(1) The corresponding English meaning: If $P(x)$ is true for all $x$, or if $Q(x)$ is true for all $x$, then for all $x$, either $P(x)$ is true or $Q(x)$ is true. This is always true and hence valid. To understand deeply, consider $X = \{3,6,9,12\}$. For LHS of implication to be true, either $P(x)$ must be true for all elements in $X$ or $Q(x)$ must be true for all elements in $X$. In either case, if we take each element $x$ in $X$, either one of $P(x)$ or $Q(x)$ will be true. Hence, this implication is always valid.
(If still in doubt, let $P(x)$ mean $x$ is a multiple of $3$ and $Q(x)$ means $x$ is a multiple of $2$)
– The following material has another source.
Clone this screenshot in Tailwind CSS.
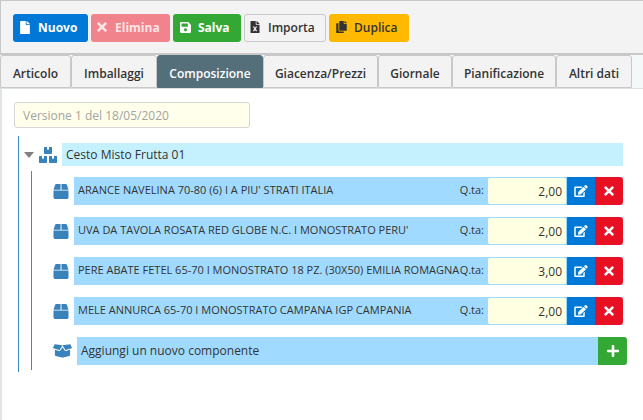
<!DOCTYPE html>
<html lang="it">
    <head>
        <meta charset="UTF-8" />
        <meta name="viewport" content="width=device-width, initial-scale=1.0" />
        <title>Composizione articolo</title>
        <script src="https://cdn.jsdelivr.net/npm/@tailwindcss/browser@4"></script>
    </head>
    <body class="bg-white font-['Open_Sans','Noto_Sans',sans-serif] text-[12px] leading-4 text-[#333]">
        <!-- icone condivise -->
        <svg class="hidden">
            <symbol id="i-file" viewBox="0 0 384 512"><path d="M224 136V0H24C10.7 0 0 10.7 0 24v464c0 13.3 10.7 24 24 24h336c13.3 0 24-10.7 24-24V160H248c-13.2 0-24-10.8-24-24zm160-14.1v6.1H256V0h6.1c6.4 0 12.5 2.5 17 7l97.9 98c4.5 4.5 7 10.6 7 16.9z" /></symbol>
            <symbol id="i-times" viewBox="0 0 352 512"><path d="M242.72 256l100.07-100.07c12.28-12.28 12.28-32.19 0-44.48l-22.24-22.24c-12.28-12.28-32.19-12.28-44.48 0L176 189.28 75.93 89.21c-12.28-12.28-32.19-12.28-44.48 0L9.21 111.45c-12.28 12.28-12.28 32.19 0 44.48L109.28 256 9.21 356.07c-12.28 12.28-12.28 32.19 0 44.48l22.24 22.24c12.28 12.28 32.2 12.28 44.48 0L176 322.72l100.07 100.07c12.28 12.28 32.2 12.28 44.48 0l22.24-22.24c12.28-12.28 12.28-32.19 0-44.48L242.72 256z" /></symbol>
            <symbol id="i-save" viewBox="0 0 448 512"><path d="M433.941 129.941l-83.882-83.882A48 48 0 0 0 316.118 32H48C21.49 32 0 53.49 0 80v352c0 26.51 21.49 48 48 48h352c26.51 0 48-21.49 48-48V163.882a48 48 0 0 0-14.059-33.941zM224 416c-35.346 0-64-28.654-64-64 0-35.346 28.654-64 64-64s64 28.654 64 64c0 35.346-28.654 64-64 64zm96-304.52V212c0 6.627-5.373 12-12 12H76c-6.627 0-12-5.373-12-12V108c0-6.627 5.373-12 12-12h228.52c3.183 0 6.235 1.264 8.485 3.515l3.48 3.48A11.996 11.996 0 0 1 320 111.48z" /></symbol>
            <symbol id="i-excel" viewBox="0 0 384 512"><path d="M224 136V0H24C10.7 0 0 10.7 0 24v464c0 13.3 10.7 24 24 24h336c13.3 0 24-10.7 24-24V160H248c-13.2 0-24-10.8-24-24zm160-14.1v6.1H256V0h6.1c6.4 0 12.5 2.5 17 7l97.9 98c4.5 4.5 7 10.6 7 16.9z" /><path d="M125 235L259 435M259 235L125 435" stroke="#f3f3f3" stroke-width="52" /></symbol>
            <symbol id="i-copy" viewBox="0 0 448 512"><path d="M320 448v40c0 13.255-10.745 24-24 24H24c-13.255 0-24-10.745-24-24V120c0-13.255 10.745-24 24-24h72v296c0 30.879 25.121 56 56 56h168zm0-344V0H152c-13.255 0-24 10.745-24 24v368c0 13.255 10.745 24 24 24h272c13.255 0 24-10.745 24-24V128H344c-13.2 0-24-10.8-24-24zm120.971-31.029L375.029 7.029A24 24 0 0 0 358.059 0H352v96h96v-6.059a24 24 0 0 0-7.029-16.97z" /></symbol>
            <symbol id="i-boxes" viewBox="0 0 576 512"><path d="M560 288h-80v96l-32-21.3-32 21.3v-96h-80c-8.8 0-16 7.2-16 16v192c0 8.8 7.2 16 16 16h224c8.8 0 16-7.2 16-16V304c0-8.8-7.2-16-16-16zm-384-64h224c8.8 0 16-7.2 16-16V16c0-8.8-7.2-16-16-16h-80v96l-32-21.3L256 96V0h-80c-8.8 0-16 7.2-16 16v192c0 8.8 7.2 16 16 16zm64 64h-80v96l-32-21.3L96 384v-96H16c-8.8 0-16 7.2-16 16v192c0 8.8 7.2 16 16 16h224c8.8 0 16-7.2 16-16V304c0-8.8-7.2-16-16-16z" /></symbol>
            <symbol id="i-box" viewBox="0 0 512 512"><path d="M509.5 184.6L458.9 32.8C452.4 13.2 434.1 0 413.4 0H272v192h238.7c-.4-2.5-.4-5-1.2-7.4zM240 0H98.6c-20.7 0-39 13.2-45.5 32.8L2.5 184.6c-.8 2.4-.8 4.9-1.2 7.4H240V0zM0 224v240c0 26.5 21.5 48 48 48h416c26.5 0 48-21.5 48-48V224H0z" /></symbol>
            <symbol id="i-box-open" viewBox="0 0 640 512"><path d="M425.7 256c-16.9 0-32.8-9-41.4-23.4L320 126l-64.2 106.6c-8.7 14.5-24.6 23.5-41.5 23.5-4.5 0-9-.6-13.3-1.9L64 215v178c0 14.7 10 27.5 24.2 31l216.2 54.1c10.2 2.5 20.9 2.5 31 0L551.8 424c14.2-3.6 24.2-16.4 24.2-31V215l-137 39.1c-4.3 1.3-8.8 1.9-13.3 1.9zm212.6-112.2L586.8 41c-3.1-6.2-9.8-9.8-16.7-8.9L320 64l91.7 152.1c3.8 6.3 11.4 9.3 18.5 7.3l197.9-56.5c9.9-2.9 14.7-13.9 10.2-23.1zM53.2 41L1.7 143.8c-4.6 9.2.3 20.2 10.1 23l197.9 56.5c7.1 2 14.7-1 18.5-7.3L320 64 69.8 32.1c-6.9-.8-13.5 2.7-16.6 8.9z" /></symbol>
            <symbol id="i-edit" viewBox="0 0 576 512"><path d="M402.6 83.2l90.2 90.2c3.8 3.8 3.8 10 0 13.8L274.4 405.6l-92.8 10.3c-12.4 1.4-22.9-9.1-21.5-21.5l10.3-92.8L388.8 83.2c3.8-3.8 10-3.8 13.8 0zm162-22.9l-48.8-48.8c-15.2-15.2-39.9-15.2-55.2 0l-35.4 35.4c-3.8 3.8-3.8 10 0 13.8l90.2 90.2c3.8 3.8 10 3.8 13.8 0l35.4-35.4c15.2-15.3 15.2-40 0-55.2zM384 346.2V448H64V128h229.8c3.2 0 6.2-1.3 8.5-3.5l40-40c7.6-7.6 2.2-20.5-8.5-20.5H48C21.5 64 0 85.5 0 112v352c0 26.5 21.5 48 48 48h352c26.5 0 48-21.5 48-48V306.2c0-10.7-12.9-16-20.5-8.5l-40 40c-2.2 2.3-3.5 5.3-3.5 8.5z" /></symbol>
            <symbol id="i-plus" viewBox="0 0 448 512"><path d="M416 208H272V64c0-17.7-14.300-32-32-32h-32c-17.700 0-32 14.300-32 32v144H32c-17.700 0-32 14.300-32 32v32c0 17.700 14.300 32 32 32h144v144c0 17.700 14.300 32 32 32h32c17.700 0 32-14.300 32-32V304h144c17.700 0 32-14.300 32-32v-32c0-17.700-14.300-32-32-32z" /></symbol>
        </svg>

        <header class="flex gap-[3px] border-t border-b-2 border-l border-[#c8c8c8] bg-[#f3f3f3] px-3 pt-[13px] pb-[11px] font-semibold">
            <button class="flex h-7 w-[75px] items-center rounded-[3px] bg-[#0078d7] pl-[7px] font-bold text-white">
                <svg class="mr-2 mb-[2px] h-[13px] w-[10px] fill-current"><use href="#i-file" /></svg>Nuovo
            </button>
            <button class="flex h-7 w-[79px] items-center rounded-[3px] bg-[#f0838b] pl-[6px] font-bold text-[#fce4e6]">
                <svg class="mr-2 mb-[2px] h-[14px] w-[10px] fill-current"><use href="#i-times" /></svg>Elimina
            </button>
            <button class="flex h-7 w-[68px] items-center rounded-[3px] bg-[#34a835] pl-[7px] font-bold text-white">
                <svg class="mr-[7px] mb-[2px] h-[13px] w-[11px] fill-current"><use href="#i-save" /></svg>Salva
            </button>
            <button class="flex h-7 w-[82px] items-center rounded-[3px] border border-[#c8c8c8] bg-[#f3f3f3] pl-[5px]">
                <svg class="mr-2 mb-[2px] h-3 w-[10px] fill-current"><use href="#i-excel" /></svg>Importa
            </button>
            <button class="flex h-7 w-[80px] items-center rounded-[3px] bg-[#ffb900] pl-[7px]">
                <svg class="mr-[7px] mb-[2px] h-3 w-[11px] fill-current"><use href="#i-copy" /></svg>Duplica
            </button>
        </header>

        <nav class="flex h-[34px] border-b border-[#dde2e5] bg-[#f4f8f9] font-semibold">
            <button class="w-[71px] rounded-t-[3px] border border-[#c8c8c8] bg-[#f3f3f3] pt-1">Articolo</button>
            <button class="w-[86px] rounded-t-[3px] border border-[#c8c8c8] bg-[#f3f3f3] pt-1">Imballaggi</button>
            <button class="w-[106px] rounded-t-[3px] border border-[#546e7a] bg-[#546e7a] pt-1 text-white">Composizione</button>
            <button class="w-[115px] rounded-t-[3px] border border-[#c8c8c8] bg-[#f3f3f3] pt-1">Giacenza/Prezzi</button>
            <button class="w-[74px] rounded-t-[3px] border border-[#c8c8c8] bg-[#f3f3f3] pt-1">Giornale</button>
            <button class="w-[104px] rounded-t-[3px] border border-[#c8c8c8] bg-[#f3f3f3] pt-1">Pianificazione</button>
            <button class="w-[76px] rounded-t-[3px] border border-[#c8c8c8] bg-[#f3f3f3] pt-1">Altri dati</button>
        </nav>

        <main class="min-h-[calc(100vh-89px)] border-l-2 border-[#dfe4e4] pt-[13px] pr-4 pl-3">
            <input
                class="block h-[26px] w-[236px] rounded-[3px] border border-[#d6d6d6] bg-[#ffffec] px-2 text-[#a3a3a3]"
                type="text"
                aria-label="Versione"
                value="Versione 1 del 18/05/2020"
            />

            <div class="mt-2 ml-1 border-l border-[#3f8ac0] pt-[7px] pb-[2px]">
                <div class="mr-1 flex items-center">
                    <button class="ml-[5px] w-[10px]" aria-label="Comprimi">
                        <svg class="h-[6px] w-[10px] fill-[#808080]" viewBox="0 0 10 6"><path d="M0 0h10L5 6z" /></svg>
                    </button>
                    <svg class="mx-[5px] h-4 w-[18px] fill-[#3883bb]"><use href="#i-boxes" /></svg>
                    <div class="h-[23px] flex-1 bg-[#c5f1ff] px-1 leading-6">Cesto Misto Frutta 01</div>
                </div>

                <div class="mt-[5px] ml-3 border-l border-[#3f8ac0] pt-[6px] pb-[5px]">
                    <ul id="components"></ul>
                    <div class="flex items-center">
                        <svg class="mr-[5px] ml-[21px] h-4 w-[19px] fill-[#3883bb]"><use href="#i-box-open" /></svg>
                        <div class="flex h-7 flex-1 items-center bg-[#a0dbff] pl-1">Aggiungi un nuovo componente</div>
                        <button class="flex h-7 w-[29px] items-center justify-center rounded-r-[3px] bg-[#34a835]" aria-label="Aggiungi">
                            <svg class="h-[14px] w-3 fill-white"><use href="#i-plus" /></svg>
                        </button>
                    </div>
                </div>
            </div>
        </main>

        <script>
            const components = [
                { name: "ARANCE NAVELINA 70-80 (6) I A PIU' STRATI ITALIA", qty: "2,00" },
                { name: "UVA DA TAVOLA ROSATA RED GLOBE N.C. I MONOSTRATO PERU'", qty: "2,00" },
                { name: "PERE ABATE FETEL 65-70 I MONOSTRATO 18 PZ. (30X50) EMILIA ROMAGNA", qty: "3,00" },
                { name: "MELE ANNURCA 65-70 I MONOSTRATO CAMPANA IGP CAMPANIA", qty: "2,00" },
            ];

            document.querySelector("#components").innerHTML = components
                .map(
                    (c, i) => `
                <li class="mr-1 mb-3 flex items-center">
                    <svg class="mr-[5px] ml-[21px] h-[15px] w-4 fill-[#3883bb]"><use href="#i-box" /></svg>
                    <div class="flex h-7 min-w-0 flex-1 bg-[#a0dbff] pl-1 text-[11px]">
                        <span class="min-w-0 flex-1 whitespace-nowrap leading-[26px]">${c.name}</span>
                        <label class="mr-1 leading-[26px]" for="qty-${i}">Q.ta:</label>
                        <input class="my-px mr-px w-[78px] rounded-[2px] bg-[#ffffe1] px-1 pt-[2px] text-right text-[12px]" type="text" id="qty-${i}" value="${c.qty}" />
                    </div>
                    <button class="flex h-7 w-7 items-center justify-center bg-[#0078d7]" aria-label="Modifica">
                        <svg class="h-3 w-[14px] fill-white"><use href="#i-edit" /></svg>
                    </button>
                    <button class="flex h-7 w-7 items-center justify-center rounded-r-[3px] bg-[#e81123]" aria-label="Rimuovi">
                        <svg class="h-[14px] w-[10px] fill-white"><use href="#i-times" /></svg>
                    </button>
                </li>`
                )
                .join("");
        </script>
    </body>
</html>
(2) The corresponding English meaning: If $P(x)$ is true for at least one $x$, and if $Q(x)$ is true for at least one $x$, then there is at least one $x$ for which both $P(x)$ and $Q(x)$ are true. This is not always true as $P(x)$ can be true for one $x$ and $Q(x)$ can be true for some other $x$ . To understand deeply, consider $X = \{3,6,9,12\}$. Let $P(x)$ be $x$ is a multiple of $9$ and $Q(x)$ be $x$ is a multiple of $6$. Now, LHS of implication is true, since $P(x)$ is true for $x = 9$, and $Q(x)$ is true for $x = 6$. But RHS of implication is not true as there is no $x$ for which both $P(x)$ and $Q(x)$ holds. Hence, this implication is not valid.
(3) If for each $x$, either $P(x)$ is true or $Q(x)$ is true then $P(x)$ is true for all $x$ or $Q(x)$ is true for all $x$. Just one read is enough to see this is an invalid implication. Consider set {2,4,5}. Here every element is either a multiple or 2 or 5. But all elements are neither multiple of 2 nor 5.
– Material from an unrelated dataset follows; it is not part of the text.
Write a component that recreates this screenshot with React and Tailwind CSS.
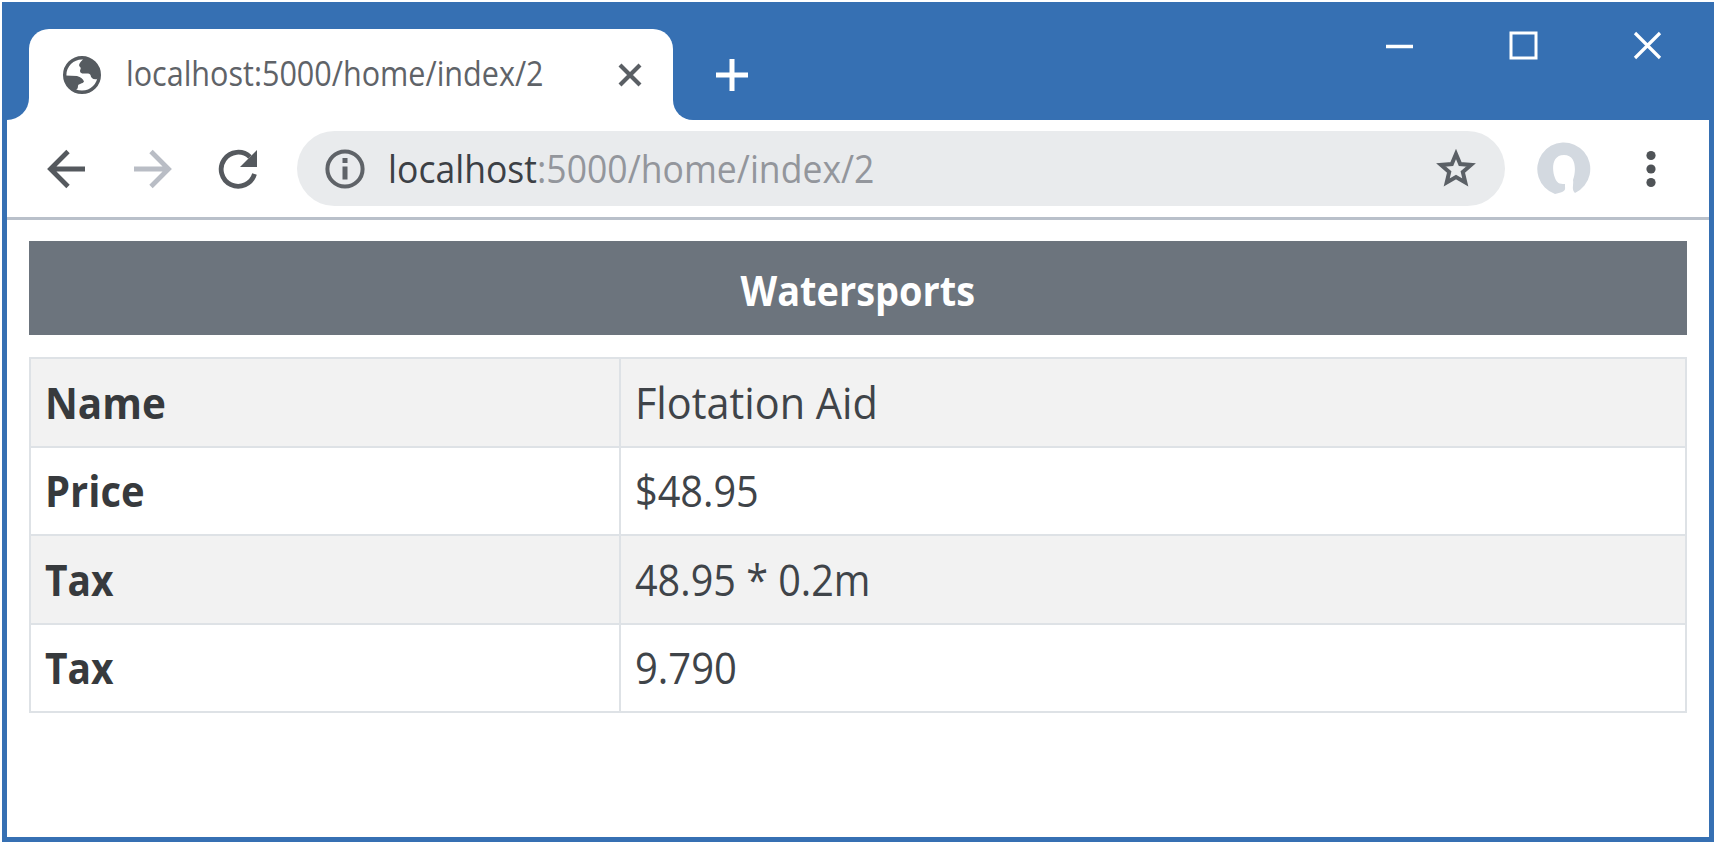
const rows = [
  { label: "Name", value: "Flotation Aid", labelFit: "scale-x-[0.94]", valueFit: "scale-x-[0.963]" },
  { label: "Price", value: "$48.95", labelFit: "scale-x-[0.93]", valueFit: "scale-x-[0.922]" },
  { label: "Tax", value: "48.95 * 0.2m", labelFit: "scale-x-[0.905]", valueFit: "scale-x-[0.92]" },
  { label: "Tax", value: "9.790", labelFit: "scale-x-[0.905]", valueFit: "scale-x-[0.93]" },
];

function Globe() {
  return (
    <svg className="h-10 w-10 shrink-0" viewBox="0 0 40 40" fill="none">
      <circle cx="20" cy="20" r="17.3" stroke="#565b60" strokeWidth="3.4" />
      <path d="M22 3 C19 7 15.500 9 18 12 C20 13.500 17 15 18.500 17.500 C21 20 27 17 28.500 20 C29 23 31 25 35.500 24 L38 18 C36 9 30 3 22 3 Z" fill="#565b60" />
      <path d="M3 20.500 L15 21 C19 22 21 24 22 26.500 C21 29 16 28.500 16 31 C16 34 14.500 35 12 35.500 C6 32 3 27 3 20.500 Z" fill="#565b60" />
    </svg>
  );
}

function TitleBar() {
  return (
    <header className="flex h-[113px] shrink-0 bg-[#3670b3]">
      <div className="flex w-[22px] items-end bg-white">
        <div className="h-full w-full rounded-br-[22px] bg-[#3670b3]" />
      </div>
      <div className="flex w-[644px] items-end">
        <div className="flex h-[91px] w-full items-center rounded-t-[20px] bg-white pl-[33px]">
          <Globe />
          <div className="ml-6 w-[452px] whitespace-nowrap pb-[3px] text-[34px] leading-none text-[#5f6368]">
            <span className="inline-block origin-left scale-x-[0.898]">localhost:5000/home/index/2</span>
          </div>
          <svg className="ml-10 h-6 w-6 shrink-0" viewBox="0 0 24 24" stroke="#5a5f64" strokeWidth="4.200">
            <path d="M2 2 L22 22 M22 2 L2 22" />
          </svg>
        </div>
      </div>
      <div className="w-6 bg-white">
        <div className="h-full w-full rounded-bl-[20px] bg-[#3670b3]" />
      </div>
      <svg className="ml-[18px] mt-[51px] h-[34px] w-[34px]" viewBox="0 0 34 34" stroke="white" strokeWidth="5">
        <path d="M17 1 V33 M1 17 H33" />
      </svg>
      <div className="ml-auto mr-[47px] mt-[24px] flex gap-[95px]">
        <svg className="h-[29px] w-[29px]" viewBox="0 0 29 29" stroke="white" strokeWidth="3.500"><path d="M1 15.500 H28" /></svg>
        <svg className="h-[29px] w-[29px]" viewBox="0 0 29 29" fill="none" stroke="white" strokeWidth="3"><rect x="2" y="2" width="25" height="25" /></svg>
        <svg className="h-[29px] w-[29px]" viewBox="0 0 29 29" stroke="white" strokeWidth="3.200"><path d="M2 2 L27 27 M27 2 L2 27" /></svg>
      </div>
    </header>
  );
}

function Toolbar() {
  return (
    <nav className="flex h-[100px] shrink-0 items-center border-b-[3px] border-[#b9c0ca] bg-white pl-10">
      <svg className="h-10 w-10 shrink-0" viewBox="0 0 40 40" fill="none" stroke="#55595e" strokeWidth="4.800">
        <path d="M38 20 H4 M21 2.500 L3.500 20 L21 37.500" />
      </svg>
      <svg className="ml-[46px] h-10 w-10 shrink-0" viewBox="0 0 40 40" fill="none" stroke="#b9bdc5" strokeWidth="4.800">
        <path d="M1 20 H35 M18 2.500 L35.500 20 L18 37.500" />
      </svg>
      <svg className="ml-[45px] h-10 w-10 shrink-0" viewBox="0 0 40 40" fill="none">
        <path d="M36.500 25 A17 17 0 1 1 32 8" stroke="#55595e" strokeWidth="4.800" />
        <path d="M39 1 V18 H22 Z" fill="#55595e" />
      </svg>
      <div className="ml-[39px] flex h-[75px] w-[1208px] shrink-0 items-center rounded-full bg-[#e9ebed] pl-7 pr-[27px]">
        <svg className="h-10 w-10 shrink-0" viewBox="0 0 40 40" fill="#5f6368">
          <circle cx="20" cy="20" r="17.600" fill="none" stroke="#5f6368" strokeWidth="4" />
          <rect x="17.500" y="17.500" width="5" height="13" /><rect x="17.500" y="9" width="5" height="5" />
        </svg>
        <div className="ml-[23px] whitespace-nowrap pb-[2px] text-[38px] leading-none text-[#93969c]">
          <span className="inline-block origin-left scale-x-[0.936]"><span className="text-[#3c4045]">localhost</span>:5000/home/index/2</span>
        </div>
        <svg className="ml-auto h-11 w-11 shrink-0" viewBox="0 0 44 44" fill="none" stroke="#5b6066" strokeWidth="4">
          <path d="M22 7 L26.200 17 L37 17.900 L28.800 25 L31.300 35.500 L22 30 L12.700 35.500 L15.200 25 L7 17.900 L17.800 17 Z" />
        </svg>
      </div>
      <svg className="ml-8 h-[54px] w-[54px] shrink-0" viewBox="0 0 54 54">
        <path d="M18 52 A26.500 26.500 0 1 1 38 51 C34 47 37 43 36 38 C39 30 40 13 27 13 C14 13 15 29 18 36 C20 41 22 42 28 42 V45 C29 50 24 50 18 52 Z" fill="#d3d9e0" />
      </svg>
      <svg className="ml-[55px] h-10 w-[10px] shrink-0" viewBox="0 0 10 40" fill="#4f5357">
        <circle cx="5" cy="6.500" r="4.600" /><circle cx="5" cy="20" r="4.600" /><circle cx="5" cy="33.500" r="4.600" />
      </svg>
    </nav>
  );
}

export default function App() {
  return (
    <div className="h-[844px] w-[1716px] bg-white p-[2px] font-['Open_Sans','Noto_Sans',sans-serif]">
      <div className="flex h-[840px] w-[1712px] flex-col border-[5px] border-[#3670b3] bg-white">
        <TitleBar />
        <Toolbar />
        <main className="px-[22px] pt-[21px]">
          <h1 className="flex h-[94px] items-center justify-center bg-[#6c747d] pt-[5px] text-[41px] font-bold text-white">
            <span className="inline-block scale-x-[0.925]">Watersports</span>
          </h1>
          <table className="mt-[22px] w-full table-fixed border-collapse whitespace-nowrap text-[43px] leading-none text-[#3f4449]">
            <colgroup>
              <col className="w-[590px]" />
              <col />
            </colgroup>
            <tbody>
              {rows.map((row, i) => (
                <tr key={i} className="h-[88.500px] odd:bg-[#f2f2f2]">
                  <th className="border-2 border-[#dee2e6] p-0 pl-[14px] pt-0 text-left font-bold text-[#373a3d]">
                    <span className={"inline-block origin-left " + row.labelFit}>{row.label}</span>
                  </th>
                  <td className="border-2 border-[#dee2e6] p-0 pl-[14px] pt-0">
                    <span className={"inline-block origin-left " + row.valueFit}>{row.value}</span>
                  </td>
                </tr>
              ))}
            </tbody>
          </table>
        </main>
      </div>
    </div>
  );
}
(4)If there is at least one $x$ for which either $P(x)$ or $Q(x)$ is true then either it is not the case that $P(x)$ is true for all $x$ or $Q(x)$ is true for at least one $x$. This is clearly invalid as LHS of implication becomes true if $P(x)$ is true for some $x$ and $Q(x)$ is not true for any $x$, but RHS will be false (if $P(x)$ is true for all $x$).
A little modification to the statement is enough to make it valid:
$$\exists (x) (P(x) \vee Q(x)) \implies \sim (\forall (x) \sim P(x)) \vee \exists (x) Q(x)$$
which means if there is at least one $x$ for which either $P(x)$ or $Q(x)$ is true then
either it is not the case that $\sim P(x)$ is true for all $x$ (which means P(x) is true for some $x$) or $Q(x)$ is true for some $x$.
Note
De Morgan's law is applicable in first order logic and is quite useful:
$$\forall(x)(P(x)) \equiv \neg \exists (x)(\neg P(x))$$
This is a logical reasoning statement which means if $P(x)$ is true for all $x$, then there can never exist an $x$ for which $P(x)$ is not true. This formula is quite useful in proving validity of many statements as is its converse given below:
$$\exists(x)(P(x)) \equiv \neg \forall (x)(\neg P(x))$$